The state public health code and the sanitary code of Greenwich are, by any reasonable application of the definitions given above, and by the express wording of the statutes authorizing their promulgation, exercises in “regulation.” See General Statutes §§ 19-13, 19-80. The Environmental Protection Act [343]*343of 1971 clearly was a legislative attempt to bring the ever-growing problems of air and water pollution “under the control of law.” That act, in its declaration of policy, specifically found and declared that there is a “public trust in the air, water and other natural resources of the state of Connecticut.” (Emphasis added.) § 22a-15. Through the medium of actions authorized by § 22a-16 the legislature sought to apply “limitations” on the “unreasonable pollution, impairment, or destruction” of those natural resources, or, in other words, to regulate those enumerated evils.

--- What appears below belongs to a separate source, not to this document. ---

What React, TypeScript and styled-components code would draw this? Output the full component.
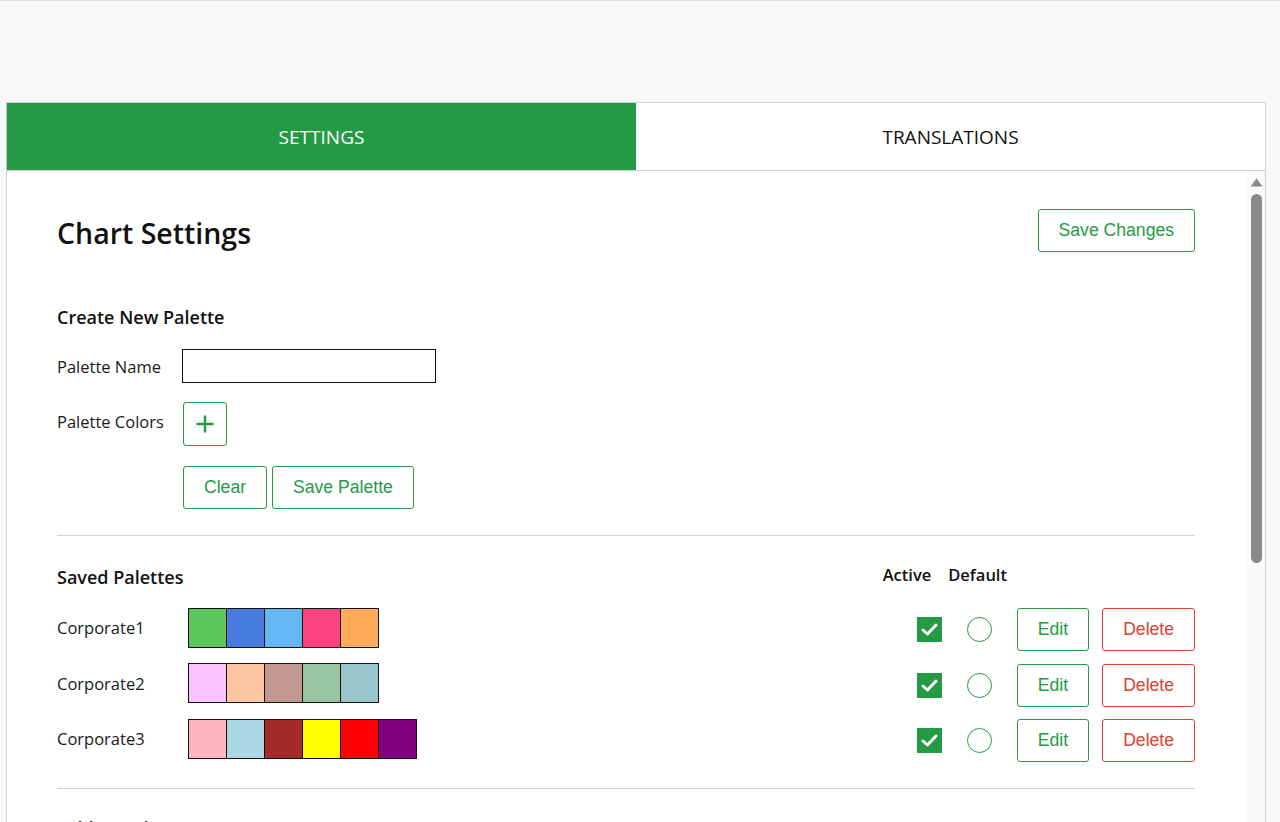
import React from "react";
import styled, { createGlobalStyle } from "styled-components";

const GREEN = "#259a45";
const RED = "#d9432f";

const GlobalStyle = createGlobalStyle`
  html, body {
    margin: 0;
    padding: 0;
    height: 100%;
    overflow: hidden;
    background: #f7f8fa;
  }
  body {
    border-top: 1px solid #dde1da;
    font-family: "Open Sans", "Noto Sans", sans-serif;
    color: #111;
  }
`;

const Page = styled.div`
  padding: 101px 14px 0 6px;
`;

const Panel = styled.div`
  background: #fff;
  border: 1px solid #cfcfcf;
  border-bottom: none;
`;

const TabBar = styled.div`
  display: grid;
  grid-template-columns: 1fr 1fr;
  height: 67px;
  border-bottom: 1px solid #cfcfcf;
`;

const Tab = styled.div<{ active?: boolean }>`
  display: flex;
  align-items: center;
  justify-content: center;
  font-size: 19px;
  text-transform: uppercase;
  background: ${p => (p.active ? GREEN : "#fff")};
  color: ${p => (p.active ? "#fff" : "#111")};
  cursor: pointer;
`;

const ScrollArea = styled.div`
  display: flex;
  height: 680px;
  overflow: hidden;
`;

const ScrollRail = styled.div`
  width: 18px;
  flex-shrink: 0;
  background: #fafafa;
  display: flex;
  flex-direction: column;
  align-items: center;
  padding-top: 6px;
`;

const ScrollThumb = styled.div`
  width: 11px;
  height: 369px;
  margin-top: 7px;
  margin-left: 1px;
  border-radius: 6px;
  background: #8a8a8a;
`;

const Content = styled.div`
  flex: 1;
  min-width: 0;
  box-sizing: border-box;
  padding: 38px 52px 0 50px;
`;

const HeaderRow = styled.div`
  display: flex;
  align-items: center;
  justify-content: space-between;
`;

const Title = styled.h1`
  margin: 0;
  font-size: 28.5px;
  font-weight: 600;
  line-height: 42px;
  position: relative;
  top: 2px;
`;

const SectionTitle = styled.h2`
  margin: 0;
  font-size: 18px;
  font-weight: 600;
  line-height: 26px;
`;

const Button = styled.button<{ tone?: "green" | "red" }>`
  font-family: "Liberation Sans", Arial, sans-serif;
  font-size: 17.6px;
  line-height: 21px;
  padding: 10px 20px;
  background: #fff;
  color: ${p => (p.tone === "red" ? RED : GREEN)};
  border: 1px solid ${p => (p.tone === "red" ? RED : GREEN)};
  border-radius: 3px;
  cursor: pointer;
`;

const IconButton = styled(Button)`
  width: 44px;
  height: 44px;
  padding: 0;
  display: flex;
  align-items: center;
  justify-content: center;
  margin-left: 1px;
`;

const CreateSection = styled.section`
  margin-top: 52px;
  display: flex;
  flex-direction: column;
  gap: 19px;
`;

const FormRow = styled.div`
  display: flex;
  align-items: center;
`;

const FieldLabel = styled.label`
  width: 125px;
  font-size: 16.5px;
  color: #1a1a1a;
`;

const TopLabel = styled(FieldLabel)`
  position: relative;
  top: -3px;
`;

const TextInput = styled.input`
  width: 254px;
  height: 34px;
  box-sizing: border-box;
  border: 1px solid #111;
  border-radius: 0;
  padding: 0 6px;
  font-size: 16px;
  outline: none;
`;

const ActionRow = styled.div`
  display: flex;
  gap: 5px;
  margin-left: 126px;
  margin-top: 1px;
`;

const Divider = styled.hr<{ space: number }>`
  border: none;
  border-top: 1px solid #d2d2d2;
  margin: ${p => p.space}px 0 0;
`;

const SavedSection = styled.section`
  margin-top: 28px;
`;

const SavedHeader = styled.div`
  display: flex;
  align-items: center;
  justify-content: space-between;
`;

const ColumnHeads = styled.div`
  display: flex;
  gap: 17px;
  margin-right: 188px;
  font-size: 16.5px;
  font-weight: 600;
  position: relative;
  top: -3px;
`;

const PaletteList = styled.div`
  margin-top: 18px;
  display: flex;
  flex-direction: column;
  gap: 12.5px;
`;

const PaletteRow = styled.div`
  display: flex;
  align-items: center;
  height: 43px;
`;

const PaletteName = styled.div`
  width: 131px;
  font-size: 16.5px;
  color: #1a1a1a;
  position: relative;
  top: -2px;
`;

const Swatches = styled.div`
  display: flex;
  flex: 1;
  position: relative;
  top: -2px;
`;

const Swatch = styled.div<{ color: string }>`
  width: 39px;
  height: 40px;
  box-sizing: border-box;
  border: 1.5px solid #111;
  background: ${p => p.color};
  & + & {
    margin-left: -1px;
  }
`;

const RowControls = styled.div`
  display: flex;
  align-items: center;
`;

const Checkbox = styled.span`
  width: 25px;
  height: 25px;
  background: ${GREEN};
  display: flex;
  align-items: center;
  justify-content: center;
  margin-right: 25px;
`;

const Radio = styled.span`
  width: 25px;
  height: 25px;
  box-sizing: border-box;
  border-radius: 50%;
  border: 1.5px solid ${GREEN};
  margin-right: 25px;
`;

const EditButton = styled(Button)`
  margin-right: 13px;
`;

const TableSection = styled.section`
  margin-top: 26px;
`;

const palettes = [
  { name: "Corporate1", colors: ["#5bc85b", "#477bde", "#63b7f2", "#fd4481", "#ffaa59"] },
  { name: "Corporate2", colors: ["#f9c4fe", "#fdc5a2", "#c2978d", "#97c59f", "#9ac4cb"] },
  { name: "Corporate3", colors: ["#feb7c1", "#acd8e5", "#a52a2a", "#ffff00", "#ff0000", "#800080"] }
];

const PlusIcon = () => (
  <svg width="20" height="20" viewBox="0 0 20 20">
    <path d="M10 1.5v17M1.5 10h17" stroke={GREEN} strokeWidth="2.4" fill="none" />
  </svg>
);

const CheckIcon = () => (
  <svg width="21" height="21" viewBox="0 0 21 21">
    <polyline points="4,11 8.5,15 17,6" stroke="#fff" strokeWidth="3" fill="none" strokeLinecap="round" strokeLinejoin="round" />
  </svg>
);

const ArrowUp = () => (
  <svg width="13" height="10" viewBox="0 0 13 10">
    <polygon points="0.5,9.5 12.5,9.5 6.5,1.5" fill="#8a8a8a" />
  </svg>
);

export default function App() {
  return (
    <>
      <GlobalStyle />
      <Page>
        <Panel>
          <TabBar>
            <Tab active>Settings</Tab>
            <Tab>Translations</Tab>
          </TabBar>
          <ScrollArea>
            <Content>
              <HeaderRow>
                <Title>Chart Settings</Title>
                <Button>Save Changes</Button>
              </HeaderRow>

              <CreateSection>
                <SectionTitle>Create New Palette</SectionTitle>
                <FormRow>
                  <FieldLabel>Palette Name</FieldLabel>
                  <TextInput type="text" />
                </FormRow>
                <FormRow>
                  <TopLabel>Palette Colors</TopLabel>
                  <IconButton aria-label="Add color">
                    <PlusIcon />
                  </IconButton>
                </FormRow>
                <ActionRow>
                  <Button>Clear</Button>
                  <Button>Save Palette</Button>
                </ActionRow>
              </CreateSection>

              <Divider space={26} />

              <SavedSection>
                <SavedHeader>
                  <SectionTitle>Saved Palettes</SectionTitle>
                  <ColumnHeads>
                    <span>Active</span>
                    <span>Default</span>
                  </ColumnHeads>
                </SavedHeader>
                <PaletteList>
                  {palettes.map(p => (
                    <PaletteRow key={p.name}>
                      <PaletteName>{p.name}</PaletteName>
                      <Swatches>
                        {p.colors.map((c, i) => (
                          <Swatch key={i} color={c} />
                        ))}
                      </Swatches>
                      <RowControls>
                        <Checkbox>
                          <CheckIcon />
                        </Checkbox>
                        <Radio />
                        <EditButton>Edit</EditButton>
                        <Button tone="red">Delete</Button>
                      </RowControls>
                    </PaletteRow>
                  ))}
                </PaletteList>
              </SavedSection>

              <Divider space={26} />

              <TableSection>
                <SectionTitle>Table Settings</SectionTitle>
              </TableSection>
            </Content>
            <ScrollRail>
              <ArrowUp />
              <ScrollThumb />
            </ScrollRail>
          </ScrollArea>
        </Panel>
      </Page>
    </>
  );
}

It could be argued that because the Environmental Protection Act of 1971 did not place complete regulatory authority over various forms of pollution within a traditional regulatory agency, but instead conferred standing to sue on a wide variety of agencies, municipalities and other entities, including “any person,” it cannot be said to establish “state regulation.” We are of the opinion, however, that § 22a-16 is an example of a legislative enactment of what has been described as the expanding doctrine of “private attorney generals,” who are empowered to institute proceedings to vindicate the public interest. See, e.g., Associated Industries v. Ickes, 134 F.2d 694, 704 (2d Cir.), dismissed as moot, 320 U.S. 707, 64 S. Ct. 74, 88 L. Ed. 414; 3 Davis, Administrative Law Treatise § 22.05. By utilizing this procedure, the legislature expanded the number of potential guardians of the public interest in the environment into the millions, instead of relying exclusively on the limited resources of a particular agency.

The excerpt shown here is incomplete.